Despite the tongue-in-cheek use of the Jurassic Park quote opening this subsection, I do think that phenotype prediction is something that we should attempt, due to its potential to help people. In “stop[ping] to think” about it, however, I applied 7 of the 11 existing data hazard labels, and set out some specific precautions for using it that I hope will be seriously considered by anyone using the method further. While some of these may seem far-fetched, Snowflake has already been trialled by a genomic analysis company used in clinical decision support.

The question of whether we “could” predict phenotype accurately is also a huge ethical barrier to using it at present. Currently, it’s not clear to what extent, or for which types of variants, the phenotype predictor works. The next chapter explains my attempts to validate the predictor using the ALSPAC dataset.

4.7.5. Future work

4.7.5.1. Dependencies, interoperability & simulating data

The phenotype predictor relies heavily on all forms of it’s input data: dcGO, FATHMM and the background cohort. dcGO decides which SNPs we consider at all for a phenotype, while FATHMM decides to what extent SNPs within that set would be interesting if we see a rare combination. And how rare the combination appears is defined by the background cohort. A limitation of this method is that it’s hard to test Snowflake’s approach to combining these types of data and clustering independently from these inputs.

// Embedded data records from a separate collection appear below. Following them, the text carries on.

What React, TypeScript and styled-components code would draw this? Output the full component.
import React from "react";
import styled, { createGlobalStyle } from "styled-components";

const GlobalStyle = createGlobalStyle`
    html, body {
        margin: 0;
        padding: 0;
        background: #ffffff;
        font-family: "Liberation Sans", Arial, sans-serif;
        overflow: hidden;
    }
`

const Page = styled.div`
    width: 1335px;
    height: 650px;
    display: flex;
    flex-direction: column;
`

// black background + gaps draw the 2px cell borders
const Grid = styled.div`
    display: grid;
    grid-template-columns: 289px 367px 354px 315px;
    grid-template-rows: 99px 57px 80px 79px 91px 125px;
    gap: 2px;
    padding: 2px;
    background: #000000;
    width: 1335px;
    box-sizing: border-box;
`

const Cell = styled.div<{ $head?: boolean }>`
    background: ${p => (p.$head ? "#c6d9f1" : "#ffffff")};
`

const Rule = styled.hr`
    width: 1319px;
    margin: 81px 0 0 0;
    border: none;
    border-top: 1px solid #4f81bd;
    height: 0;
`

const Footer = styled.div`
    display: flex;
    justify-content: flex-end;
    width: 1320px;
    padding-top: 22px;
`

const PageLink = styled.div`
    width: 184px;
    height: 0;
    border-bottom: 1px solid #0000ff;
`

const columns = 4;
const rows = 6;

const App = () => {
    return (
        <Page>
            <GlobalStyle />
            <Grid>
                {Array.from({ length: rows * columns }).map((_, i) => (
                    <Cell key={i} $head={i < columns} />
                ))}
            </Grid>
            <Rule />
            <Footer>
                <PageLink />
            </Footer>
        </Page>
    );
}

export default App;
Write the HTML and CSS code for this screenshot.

I believe a synthetic (simulated) dataset would be important for testing any future iteration of Snowflake.

4.7.5.2. Update input components

All three of Snowflake’s input components (dcGO, FATHMM and the background cohort) have many possible choices - and while it is most important to find good test data, should that be found, finding the best choices of components would be a priority.

For example, Snowflake uses FATHMM-MKL rather than the newer and much more accurate FATHMM-XF. FATHMM-MKL is constrained to build 37 of the human reference genome which is no longer up to date.

4.7.6. Conclusions

While the results of my application of Snowflake to ALSPAC were disappointing, my technical contributions to Snowflake included finding and fixing crucial bugs, which allowed it to go on to it’s latest and most successful iteration as Nomaly[165].

Snowflake (and Nomaly) represent a highly novel approach to phenotype and variant function prediction, and it is possible that it’s limitations can be overcome as new datasets become available.